Most of the paintings in these photos are from my newest series.  I've completed six, and am part way through another one (it's leaning against the wall in the bottom photo).  I'm looking forward to pursuing this new direction.

The process of painting is so much one of discovering.  And I love the way that an element which appears in one painting, can lead to, and open up a whole new direction of exploration.  Like secret gates, doorways, opening up to hidden paths.

It's those moments of discovery, when you experience that wonderful tingle of excitement, which makes all the struggles worthwhile.  Something all creative folk recognize.  That feeling which tells you that you are on the right path, you are connecting with something, that you are communicating something, something that comes from within, but something deeper than yourself.  It's that wonderful dichotomy of having to dig deep within the individual in order to touch the universal.  The quest of all artists, whatever their medium.  The reason we create.

(the one against the wall is not complete)


  1. Lovely post, I wish I lived closer so I could visit your exhibition and be up texturally close to your paintings... Wishing your work appreciative new homes!! Cass

  2. I think because most of us can't get there to come view and support your exhibition, you really ought to have an online one for us, Lynn. Ticket entry only, obviously! I particularly love the painting in the last photo, closest to the camera; the muted shades are very calm inducing :-)

  3. Wonderful post, and the paintings look beautiful! Hope the show goes well!

  4. Hooray, blogger has finally let me comment! This looks like a wonderful series of work, I do hope your exhibition is a huge success!
    It's great to hear about the evolution of your paintings...
    One of my favourite artist's quotes by Paul Gardiner is: 'A painting is never finished - it simply stops in interesting places'

  5. Thanks, Cass. You're right about getting close to the paintings, there is so much texture that the camera just can't catch. I always love being able to see the brush/pallet knife/spatula/etc. strokes of the artist in their work.

    Thank you, Kate. I'd love to have an online exhibition! I'll be sure to post photos once I've taken some of the new paintings. The new direction is very calm and meditative - lots of ideas about memory and the past, but in a gently nostalgic way. (At least, that's what I had in my head at the time...hope some of that comes across.)

    Thanks so much, Claire.

    Carrie, thanks. And, I've just written down that quote - love it!

  6. Wow . . I could have written this post, because it ALL happens to me. Congratulations on arriving at that feeling of joy and satisfaction, when it all comes together!

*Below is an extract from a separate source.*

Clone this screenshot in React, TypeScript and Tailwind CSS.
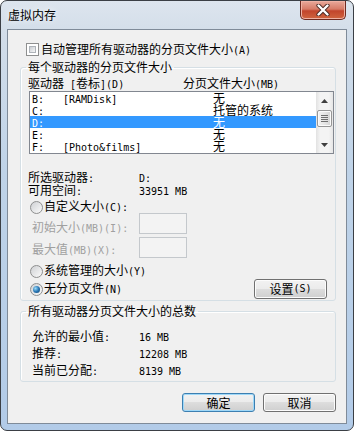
import React from 'react';

const cjk = "font-['Noto_Sans_CJK_SC','Noto_Sans_CJK_JP',sans-serif]";

// CJK text in Noto, ASCII runs in a narrow mono face (SimSun-like half width)
function T({ s }: { s: string }) {
  const parts = s.split(/([\x20-\x7e]+)/).filter(Boolean);
  return (
    <>
      {parts.map((p, i) =>
        /[\x20-\x7e]/.test(p) ? (
          <span key={i} className="font-['DejaVu_Sans_Mono',monospace] text-[10px] whitespace-pre">{p}</span>
        ) : (
          <React.Fragment key={i}>{p}</React.Fragment>
        )
      )}
    </>
  );
}

const Check = () => (
  <span className="w-[13px] h-[13px] border border-[#8e8f8f] bg-white p-[2px] flex shrink-0">
    <span className="flex-1 border border-[#aeb3b9] bg-linear-to-br from-[#c9cdd2] to-[#f7f7f7]" />
  </span>
);

const Radio = ({ on }: { on?: boolean }) => (
  <span className="w-[13px] h-[13px] rounded-full border border-[#8e8f8f] bg-linear-to-br from-[#cfd1d4] to-[#fbfbfb] flex items-center justify-center shrink-0">
    {on && <span className="w-[7px] h-[7px] rounded-full bg-radial-[at_35%_35%] from-[#9adcfb] via-[#2b78b5] to-[#0f3f6e]" />}
  </span>
);

const Btn = ({ label, def }: { label: string; def?: boolean }) => (
  <button
    className={
      def
        ? "w-[73px] h-[19px] rounded-[3px] border border-[#3c7fb1] shadow-[inset_0_0_0_1px_#9fd8f8] bg-[linear-gradient(#f2f2f2,#ebebeb_50%,#dddddd_50%,#cfcfcf)] flex items-center justify-center text-[12px] leading-[14px] text-black"
        : "w-[73px] h-[19px] rounded-[3px] border border-[#707070] shadow-[inset_0_0_0_1px_#fcfcfc] bg-[linear-gradient(#f2f2f2,#ebebeb_50%,#dddddd_50%,#cfcfcf)] flex items-center justify-center text-[12px] leading-[14px] text-black"
    }
  >
    <T s={label} />
  </button>
);

const Arrow = ({ up }: { up?: boolean }) => (
  <svg width="7" height="4" viewBox="0 0 7 4">
    <polygon points={up ? '3.5,0 7,4 0,4' : '0,0 7,0 3.5,4'} fill="#404040" />
  </svg>
);

const drives = [
  { d: 'B:', l: '[RAMDisk]', v: '无' },
  { d: 'C:', l: '', v: '托管的系统' },
  { d: 'D:', l: '', v: '无', sel: true },
  { d: 'E:', l: '', v: '无' },
  { d: 'F:', l: '[Photo&films]', v: '无' },
];

export default function App() {
  return (
    <div className={`w-[354px] h-[431px] bg-white ${cjk} text-[12px] text-black`}>
      <div className="relative w-[354px] h-[431px] rounded-[7px] border border-[#3b3f45] bg-[linear-gradient(180deg,#dde5ee_0%,#d2dde9_8%,#bfd3e8_40%,#b2cbe8_100%)] flex flex-col px-[6px] pb-[6px]">
        {/* title bar */}
        <div className="h-[28px] pt-[6px] pl-[1px] leading-[16px] text-[12px] [text-shadow:0_0_6px_#ffffff]">虚拟内存</div>
        <div className="absolute top-0 right-[7px] w-[46px] h-[19px] rounded-b-[5px] border border-t-0 border-[#6e2a20] bg-[linear-gradient(#e9a99b,#d67b67_45%,#c2452c_55%,#d0653f)] shadow-[inset_0_0_0_1px_#efb2a4] flex items-center justify-center">
          <svg width="14" height="12" viewBox="0 0 14 12">
            <path d="M2.5 1.5 L11.5 10.5 M11.5 1.5 L2.5 10.5" stroke="#4b2a25" strokeWidth="4.2" strokeLinecap="round" />
            <path d="M2.5 1.5 L11.5 10.5 M11.5 1.5 L2.5 10.5" stroke="#ffffff" strokeWidth="2.4" strokeLinecap="round" />
          </svg>
        </div>

        {/* client area */}
        <div className="flex-1 bg-[#f0f0f0] border border-[#7f8b99] flex flex-col">
          <div className="mt-[13px] ml-[18px] h-[13px] flex items-center gap-[2px] leading-[14px]">
            <Check />
            <span><T s="自动管理所有驱动器的分页文件大小(A)" /></span>
          </div>

          <fieldset className="mt-[3px] ml-[12px] w-[316px] border border-[#d5dfe5] rounded-[3px] shadow-[inset_1px_1px_0_#ffffff] pb-[1px]">
            <legend className="ml-[5px] px-[2px] leading-[16px]">每个驱动器的分页文件大小</legend>

            <div className="mt-[1px] h-[14px] leading-[14px] flex pl-[7px]">
              <span className="w-[155px]"><T s="驱动器 [卷标](D)" /></span>
              <span><T s="分页文件大小(MB)" /></span>
            </div>

            <div className="mt-[1px] ml-[8px] w-[305px] h-[63px] border border-[#828790] bg-white flex">
              <div className="flex-1 pt-0 flex flex-col">
                {drives.map((r) => (
                  <div
                    key={r.d}
                    className={`h-[12px] leading-[12px] flex pl-[2px] ${r.sel ? 'bg-[#3399ff] text-white' : ''}`}
                  >
                    <span className="w-[31px]"><T s={r.d} /></span>
                    <span className="w-[150px]"><T s={r.l} /></span>
                    <span>{r.v}</span>
                  </div>
                ))}
              </div>
              <div className="w-[17px] bg-[linear-gradient(90deg,#e2e2e2,#f4f4f4_25%,#f4f4f4_75%,#e6e6e6)] flex flex-col items-center">
                <div className="h-[17px] flex items-center justify-center"><Arrow up /></div>
                <div className="mt-[1px] w-[15px] h-[17px] rounded-[2px] border border-[#979797] bg-[linear-gradient(90deg,#f3f3f3,#e6e6e6_50%,#d4d4d4)] shadow-[inset_0_0_0_1px_#fbfbfb] flex flex-col items-center justify-center gap-[1px]">
                  <span className="w-[7px] h-[1px] bg-[#6f6f6f]" />
                  <span className="w-[7px] h-[1px] bg-[#6f6f6f]" />
                  <span className="w-[7px] h-[1px] bg-[#6f6f6f]" />
                  <span className="w-[7px] h-[1px] bg-[#6f6f6f]" />
                </div>
                <div className="flex-1" />
                <div className="h-[17px] flex items-center justify-center"><Arrow /></div>
              </div>
            </div>

            <div className="mt-[16px] pl-[7px] h-[13px] leading-[13px] flex">
              <span className="w-[111px]"><T s="所选驱动器:" /></span>
              <span><T s="D:" /></span>
            </div>
            <div className="pl-[7px] h-[13px] leading-[13px] flex">
              <span className="w-[111px]"><T s="可用空间:" /></span>
              <span><T s="33951 MB" /></span>
            </div>

            <div className="mt-[5px] pl-[9px] h-[12px] leading-[12px] flex items-center gap-[1px]">
              <Radio />
              <span><T s="自定义大小(C):" /></span>
            </div>
            <div className="h-[21px] flex pl-[11px] text-[#a0a0a0]">
              <span className="w-[107px] pt-[7px] leading-[14px]"><T s="初始大小(MB)(I):" /></span>
              <span className="w-[48px] h-[21px] border border-[#c4c8cc] bg-[#f3f3f3]" />
            </div>
            <div className="mt-[3px] h-[21px] flex pl-[11px] text-[#a0a0a0]">
              <span className="w-[107px] pt-[5px] leading-[14px]"><T s="最大值(MB)(X):" /></span>
              <span className="w-[48px] h-[21px] border border-[#c4c8cc] bg-[#f3f3f3]" />
            </div>

            <div className="mt-[6px] pl-[9px] h-[14px] leading-[14px] flex items-center gap-[1px]">
              <Radio />
              <span><T s="系统管理的大小(Y)" /></span>
            </div>
            <div className="mt-[1px] pl-[9px] pr-[8px] h-[20px] leading-[14px] flex items-center gap-[1px]">
              <Radio on />
              <span className="flex-1"><T s="无分页文件(N)" /></span>
              <button className="w-[73px] h-[20px] rounded-[3px] border border-[#707070] shadow-[inset_0_0_0_1px_#fcfcfc] bg-[linear-gradient(#f2f2f2,#ebebeb_50%,#dddddd_50%,#cfcfcf)] flex items-center justify-center text-[12px] leading-[14px]">
                <T s="设置(S)" />
              </button>
            </div>
          </fieldset>

          <fieldset className="mt-[2px] ml-[12px] w-[316px] border border-[#d5dfe5] rounded-[3px] shadow-[inset_1px_1px_0_#ffffff] pb-[3px]">
            <legend className="ml-[5px] px-[2px] leading-[16px]">所有驱动器分页文件大小的总数</legend>
            <div className="mt-[8px] pl-[11px] h-[17px] leading-[17px] flex">
              <span className="w-[107px]"><T s="允许的最小值:" /></span>
              <span><T s="16 MB" /></span>
            </div>
            <div className="pl-[11px] h-[17px] leading-[17px] flex">
              <span className="w-[107px]"><T s="推荐:" /></span>
              <span><T s="12208 MB" /></span>
            </div>
            <div className="pl-[11px] h-[17px] leading-[17px] flex">
              <span className="w-[107px]"><T s="当前已分配:" /></span>
              <span><T s="8139 MB" /></span>
            </div>
          </fieldset>

          <div className="mt-[11px] pr-[10px] flex justify-end gap-[8px]">
            <Btn label="确定" def />
            <Btn label="取消" />
          </div>
        </div>
      </div>
    </div>
  );
}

Thanks you for sharing this, even though I know this is how the creative process works, I still like to be reminded. :)

  7. Oh... that is it "done" question.... a little easier to determine with watercolor cause it might not be well resolved, but it isn't going to take more work, so, its done and headed for the recycle bin - unfortunately. And sometimes I can carefully get one more wash on and it is rescued, but the best ones are the ones that come out seamlessly at first and might get one more pass of a ridge or a line of trees, but I know and it knows its done right away. Those are the ones that find their way out into the world, or framed and in my world.

  8. Hi Jann. Painting is usually such a solitary thing, it's always good to hear about other artists' creative process - and reassuring and interesting to hear that we share so many of the same issues and struggles and triumphs!

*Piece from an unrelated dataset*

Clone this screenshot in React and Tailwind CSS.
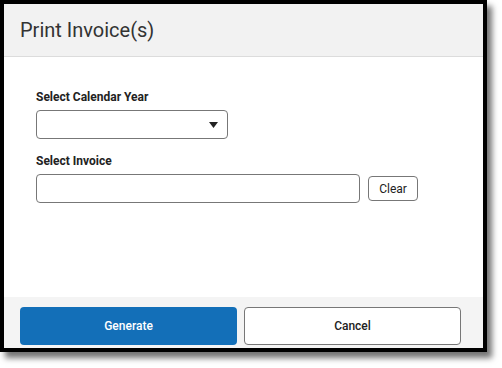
export default function App() {
  return (
    <div className="w-[502px] h-[368px] bg-white relative" style={{ fontFamily: "Roboto, 'Liberation Sans', sans-serif" }}>
      <div className="w-[487px] h-[352px] border-4 border-black bg-white flex flex-col shadow-[5px_6px_6px_rgba(0,0,0,0.55)]">
        <div className="h-[53px] shrink-0 bg-[#f2f2f2] border-b border-[#dcdcdc] flex items-center pl-4">
          <span className="text-[20px] text-[#333] leading-none">Print Invoice(s)</span>
        </div>
        <div className="flex-1 bg-white pl-8 pt-[34px]">
          <div className="text-[12px] font-bold text-[#222] leading-none">Select Calendar Year</div>
          <div className="mt-[7px] w-[192px] h-[29px] border border-[#777] rounded-[4px] flex items-center justify-end pr-[9px]">
            <svg width="9" height="6" viewBox="0 0 9 6"><path d="M0 0H9L4.5 6Z" fill="#222" /></svg>
          </div>
          <div className="mt-[16px] text-[12px] font-bold text-[#222] leading-none">Select Invoice</div>
          <div className="mt-[7px] flex items-center gap-2">
            <div className="w-[324px] h-[29px] border border-[#777] rounded-[4px]" />
            <div className="w-[50px] h-[25px] border border-[#777] rounded-[4px] flex items-center justify-center text-[12px] text-[#222]">Clear</div>
          </div>
        </div>
        <div className="h-[51px] shrink-0 bg-[#f4f4f4] flex items-start pt-[10px] pl-4 gap-[7px]">
          <div className="w-[217px] h-[38px] rounded-[4px] bg-[#136fb8] text-white text-[12px] font-medium flex items-center justify-center">Generate</div>
          <div className="w-[217px] h-[38px] rounded-[4px] bg-white border border-[#777] text-[#222] text-[12px] font-medium flex items-center justify-center">Cancel</div>
        </div>
      </div>
    </div>
  );
}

    You're right, it is different with different media, Valerianna. I love using watercolour, but it's SO unforgiving! With oils (which I use as well as oil and cold wax) you can fiddle around and even if the whole thing is a disaster - which has certainly happened to me more than once - you can wait 'till it dries and start the whole blasted thing over again, and the underlayers actually add to the painting. Not so with watercolours. That medium demands quick resolution. Part of its magic when it does come together.

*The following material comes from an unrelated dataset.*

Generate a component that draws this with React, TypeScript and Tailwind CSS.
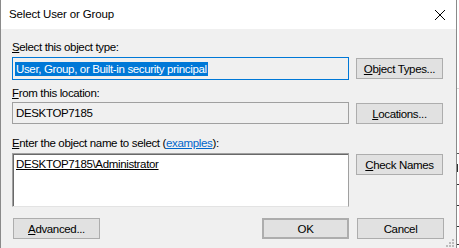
import React from 'react';

const font = { fontFamily: '"Liberation Sans", Arial, sans-serif' };

function Btn({ children, className = '' }: { children: React.ReactNode; className?: string }) {
  return (
    <div
      className={`flex h-[21px] w-[87px] shrink-0 items-center justify-center border border-[#adadad] bg-[#e1e1e1] text-black ${className}`}
    >
      {children}
    </div>
  );
}

export default function App() {
  return (
    <div
      className="flex h-[248px] w-[459px] overflow-hidden bg-white text-[11.5px] leading-[16px] tracking-[-0.35px] text-black"
      style={font}
    >
      {/* dialog window */}
      <div className="relative flex h-full w-[457px] shrink-0 flex-col border-x border-[#8a8a8a] bg-[#f0f0f0]">
        <div className="flex h-[29px] shrink-0 items-center justify-between bg-white pl-[8px] pr-[8px]">
          <span className="mt-[-1px] tracking-[-0.15px]">Select User or Group</span>
          <svg width="12" height="12" viewBox="0 0 12 12" className="mr-[2px]">
            <path d="M1 1L11 11M11 1L1 11" stroke="#000" strokeWidth="1" fill="none" />
          </svg>
        </div>

        <div className="flex flex-col pl-[11px] pr-[12px] pt-[10px]">
          <div className="h-[16px]">
            <span className="underline">S</span>elect this object type:
          </div>
          <div className="mt-[2px] flex items-start gap-[7px]">
            <div className="flex h-[23px] w-[337px] items-center border border-[#0078d7] bg-[#f0f0f0] pl-[2px]">
              <span className="bg-[#0078d7] px-[1px] leading-[14px] text-white">User, Group, or Built-in security principal</span>
            </div>
            <Btn className="mt-[1px]">
              <span><span className="underline">O</span>bject Types...</span>
            </Btn>
          </div>

          <div className="mt-[5px] h-[16px]">
            <span className="underline">F</span>rom this location:
          </div>
          <div className="mt-[1px] flex items-start gap-[7px]">
            <div className="flex h-[22px] w-[337px] items-center border border-[#a0a0a0] bg-[#f0f0f0] pl-[3px]">
              DESKTOP7185
            </div>
            <Btn className="mt-[1px]">
              <span><span className="underline">L</span>ocations...</span>
            </Btn>
          </div>

          <div className="mt-[11px] h-[16px]">
            <span className="underline">E</span>nter the object name to select (
            <span className="text-[#0066cc] underline">examples</span>):
          </div>
          <div className="mt-[2px] flex items-start gap-[7px]">
            <div className="h-[54px] w-[337px] border border-[#a0a0a0] border-b-[#e3e3e3] bg-white pl-[3px] pt-[2px] shadow-[inset_1px_1px_0_#696969]">
              <span className="underline">DESKTOP7185\Administrator</span>
            </div>
            <Btn className="mt-[1px]">
              <span><span className="underline">C</span>heck Names</span>
            </Btn>
          </div>

          <div className="mt-[11px] flex items-center">
            <Btn className="ml-[1px]">
              <span><span className="underline">A</span>dvanced...</span>
            </Btn>
            <div className="flex-1" />
            <Btn className="w-[73px] border-2 border-[#0078d7]">OK</Btn>
            <Btn className="ml-[8px] w-[72px]">Cancel</Btn>
          </div>
        </div>

        {/* size grip */}
        <svg width="8" height="8" viewBox="0 0 8 8" className="absolute bottom-[1px] right-[2px]">
          <rect x="6" y="0" width="2" height="2" fill="#bcbcbc" />
          <rect x="3" y="3" width="2" height="2" fill="#bcbcbc" />
          <rect x="6" y="3" width="2" height="2" fill="#bcbcbc" />
          <rect x="0" y="6" width="2" height="2" fill="#bcbcbc" />
          <rect x="3" y="6" width="2" height="2" fill="#bcbcbc" />
          <rect x="6" y="6" width="2" height="2" fill="#bcbcbc" />
        </svg>
      </div>

      {/* window behind */}
      <div className="flex flex-1 flex-col bg-white">
        <div className="mt-[88px] h-px bg-[#d9d9d9]" />
        <div className="mt-[64px] h-px bg-[#555]" />
        <div className="mt-[10px] h-[8px] w-px bg-[#333]" />
        <div className="mt-[12px] h-px bg-[#333]" />
        <div className="mt-[20px] h-px bg-[#333]" />
        <div className="mt-[20px] h-px bg-[#333]" />
        <div className="mt-[17px] h-px bg-[#333]" />
      </div>
    </div>
  );
}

  9. Your last paragraph says it all.These paintings look very vibrant and fresh........good luck with the show!
    Happy weekend,

  10. You sound really happy about your paintings. It is so nice to hear you sounding so positive. Hang on to that feeling.
    You can see how much you have been enjoying it by all the finished work, which looks great.

  11. Dear Lynn,
    I would like to see some close-ups of your paintings, but I bet that you plan to do that once they are hung (is that right? hope so!)

    Wow, you completed one show and are now working on a new series ... I need your strength and determination or I am going to have to hang-up my painters' smock (I don't wear one, it is just a literary tool.)

    And your last paragraph is instantly quotable. I do so like that you remain vulnerable when writing down your thoughts to share on your process. Author! Author!


  12. Yes, yes, yes! I always enjoy posts about artist's process and I can very much relate to this one. It's much the same for me, for both words and photos. Had to grin at the notion of making a painting "stand in a corner!"

    YAY for the show ~ those painings are gorgeous and wonderfully evocative!

  13. Hi, Jan, and thanks. I will certainly post close-up photos of the pieces. I'm hoping to go into the office where they're hanging either today or tomorrow to get some shots of them. I didn't have a chance to photograph them for my website before the show. I'm looking forward to seeing more of your work - don't think of hanging up that smock!

    Thanks, Donna! I, too, love reading other people's posts about the artist's process. Insightful and encouraging. As I was writing this, I was thinking that I could have been writing about my experience of creating poems and short stories. (Especially poems - there seems to be a moment when it's done, and stopping too early or labouring too long is damaging to it. Doesn't seem to be much "wiggle room" with poetry.)

  14. Hi Lynn, your new work looks beautiful, I too would love to see it up close. Good luck with your exhibition, I hope it's going well.